• [Records to use]
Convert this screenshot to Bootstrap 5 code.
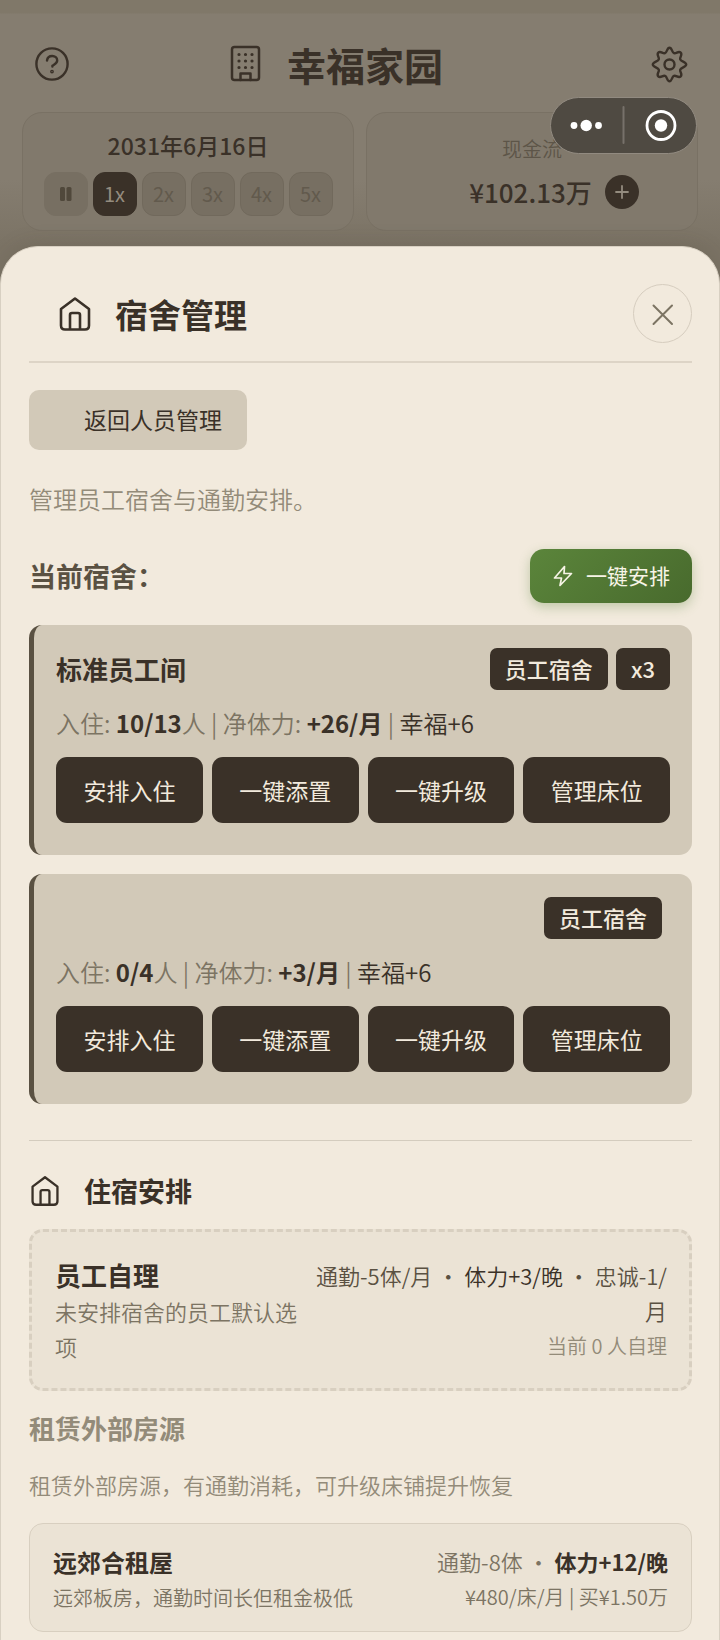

...

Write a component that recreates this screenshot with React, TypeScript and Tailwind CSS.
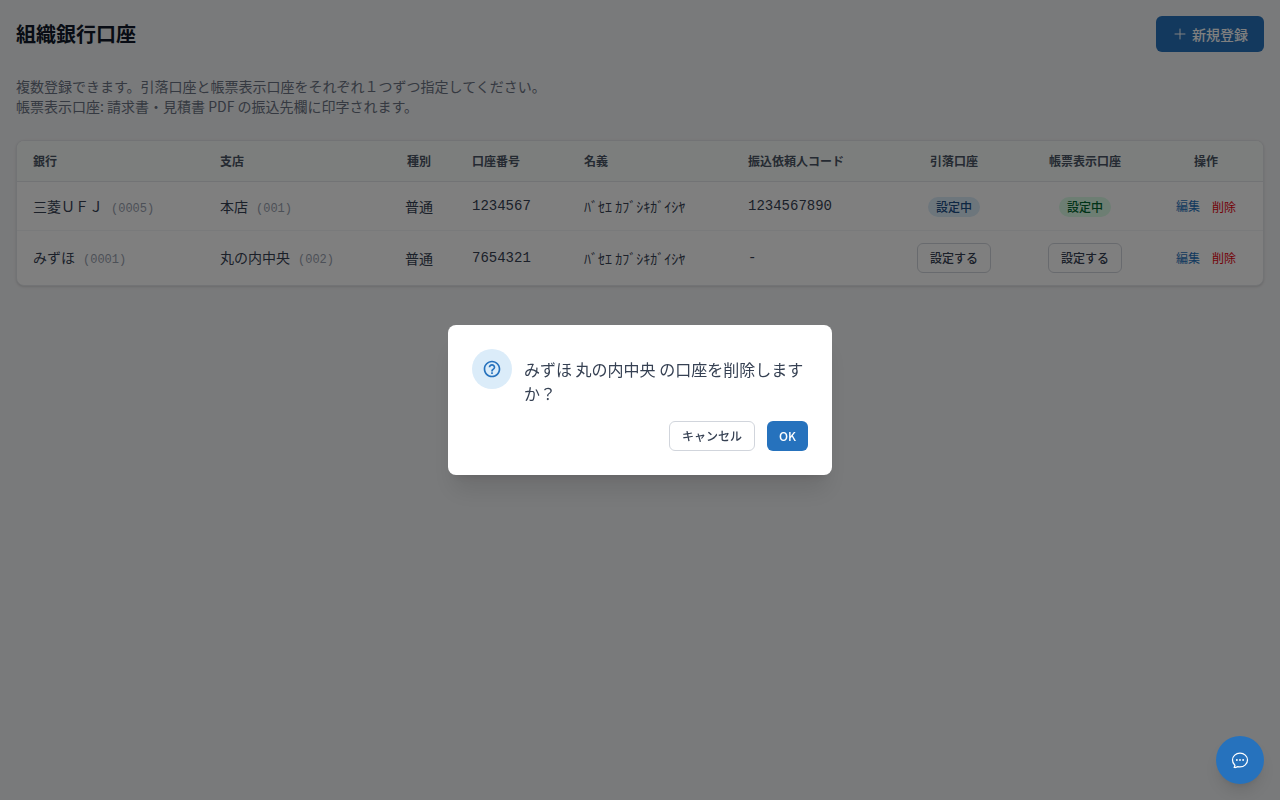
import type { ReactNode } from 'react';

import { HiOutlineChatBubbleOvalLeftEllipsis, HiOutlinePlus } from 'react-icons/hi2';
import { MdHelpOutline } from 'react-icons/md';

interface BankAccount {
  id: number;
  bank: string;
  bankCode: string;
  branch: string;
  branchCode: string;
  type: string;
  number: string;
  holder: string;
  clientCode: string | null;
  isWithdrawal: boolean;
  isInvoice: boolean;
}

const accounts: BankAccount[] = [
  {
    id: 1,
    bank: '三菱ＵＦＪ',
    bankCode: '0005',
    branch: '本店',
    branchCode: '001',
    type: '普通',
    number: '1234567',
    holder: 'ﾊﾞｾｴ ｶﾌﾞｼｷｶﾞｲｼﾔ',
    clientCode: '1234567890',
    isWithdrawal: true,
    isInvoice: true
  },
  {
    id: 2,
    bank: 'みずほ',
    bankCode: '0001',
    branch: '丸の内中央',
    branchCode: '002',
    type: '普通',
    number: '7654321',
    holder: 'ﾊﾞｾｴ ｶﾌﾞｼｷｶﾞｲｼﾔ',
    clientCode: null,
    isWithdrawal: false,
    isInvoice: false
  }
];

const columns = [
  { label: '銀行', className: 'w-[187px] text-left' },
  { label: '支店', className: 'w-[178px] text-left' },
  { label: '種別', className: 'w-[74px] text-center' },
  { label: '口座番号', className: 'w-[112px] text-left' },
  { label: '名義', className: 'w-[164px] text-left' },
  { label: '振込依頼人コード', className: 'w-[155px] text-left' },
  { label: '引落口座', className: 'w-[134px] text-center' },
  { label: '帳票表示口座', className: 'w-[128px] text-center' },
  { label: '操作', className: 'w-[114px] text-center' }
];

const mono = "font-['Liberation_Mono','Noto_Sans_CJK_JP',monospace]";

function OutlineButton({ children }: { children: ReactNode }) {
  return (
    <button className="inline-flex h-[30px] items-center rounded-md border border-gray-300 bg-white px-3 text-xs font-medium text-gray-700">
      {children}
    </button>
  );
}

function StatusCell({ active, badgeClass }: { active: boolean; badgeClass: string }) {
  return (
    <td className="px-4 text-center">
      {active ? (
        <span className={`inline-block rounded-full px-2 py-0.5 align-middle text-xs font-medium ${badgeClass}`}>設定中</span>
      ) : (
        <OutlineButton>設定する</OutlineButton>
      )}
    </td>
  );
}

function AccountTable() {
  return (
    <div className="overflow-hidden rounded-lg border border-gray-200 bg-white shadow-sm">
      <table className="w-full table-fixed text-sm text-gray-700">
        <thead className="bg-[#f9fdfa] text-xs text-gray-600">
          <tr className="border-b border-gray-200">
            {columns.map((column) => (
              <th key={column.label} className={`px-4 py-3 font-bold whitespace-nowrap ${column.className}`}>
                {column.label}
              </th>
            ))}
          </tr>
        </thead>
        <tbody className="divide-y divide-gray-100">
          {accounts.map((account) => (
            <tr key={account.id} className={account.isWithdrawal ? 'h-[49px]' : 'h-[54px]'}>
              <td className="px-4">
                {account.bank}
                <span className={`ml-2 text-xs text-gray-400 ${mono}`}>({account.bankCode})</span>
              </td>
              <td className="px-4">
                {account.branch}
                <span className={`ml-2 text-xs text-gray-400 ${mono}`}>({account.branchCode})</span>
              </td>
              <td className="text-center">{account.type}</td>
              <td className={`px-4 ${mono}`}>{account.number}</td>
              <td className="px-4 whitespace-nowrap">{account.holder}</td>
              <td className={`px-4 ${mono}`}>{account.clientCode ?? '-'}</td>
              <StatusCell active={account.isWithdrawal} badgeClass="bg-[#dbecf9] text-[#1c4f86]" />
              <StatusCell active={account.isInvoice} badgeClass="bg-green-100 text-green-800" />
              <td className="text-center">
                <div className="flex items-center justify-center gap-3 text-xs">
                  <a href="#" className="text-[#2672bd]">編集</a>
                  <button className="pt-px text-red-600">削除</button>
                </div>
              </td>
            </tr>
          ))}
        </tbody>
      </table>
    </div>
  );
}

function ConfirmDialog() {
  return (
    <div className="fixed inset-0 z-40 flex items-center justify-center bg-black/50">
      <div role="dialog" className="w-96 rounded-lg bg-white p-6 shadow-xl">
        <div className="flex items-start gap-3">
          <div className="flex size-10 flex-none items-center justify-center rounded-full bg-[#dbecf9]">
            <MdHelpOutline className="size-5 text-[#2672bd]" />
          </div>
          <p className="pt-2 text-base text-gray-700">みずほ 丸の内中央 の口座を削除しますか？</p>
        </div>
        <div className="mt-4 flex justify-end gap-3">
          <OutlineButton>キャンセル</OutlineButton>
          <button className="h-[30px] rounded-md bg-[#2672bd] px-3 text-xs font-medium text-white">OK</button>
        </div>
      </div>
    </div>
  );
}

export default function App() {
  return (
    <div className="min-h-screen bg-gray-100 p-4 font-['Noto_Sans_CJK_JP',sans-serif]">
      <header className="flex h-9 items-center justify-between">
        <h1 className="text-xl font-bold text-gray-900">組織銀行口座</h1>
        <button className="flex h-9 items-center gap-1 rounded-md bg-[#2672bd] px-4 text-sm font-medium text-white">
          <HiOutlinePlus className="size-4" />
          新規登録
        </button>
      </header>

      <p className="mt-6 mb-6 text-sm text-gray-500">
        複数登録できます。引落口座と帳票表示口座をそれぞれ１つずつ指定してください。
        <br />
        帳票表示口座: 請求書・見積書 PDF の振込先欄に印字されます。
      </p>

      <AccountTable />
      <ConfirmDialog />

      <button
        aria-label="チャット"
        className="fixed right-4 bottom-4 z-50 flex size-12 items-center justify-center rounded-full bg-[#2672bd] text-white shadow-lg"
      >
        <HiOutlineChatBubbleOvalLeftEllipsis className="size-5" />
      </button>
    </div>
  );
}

• [Aim]
List every line in the records above that contains the word "screenshot".

• [Exercise solution]
Convert this screenshot to Bootstrap 5 code.
Write a component that recreates this screenshot with React, TypeScript and Tailwind CSS.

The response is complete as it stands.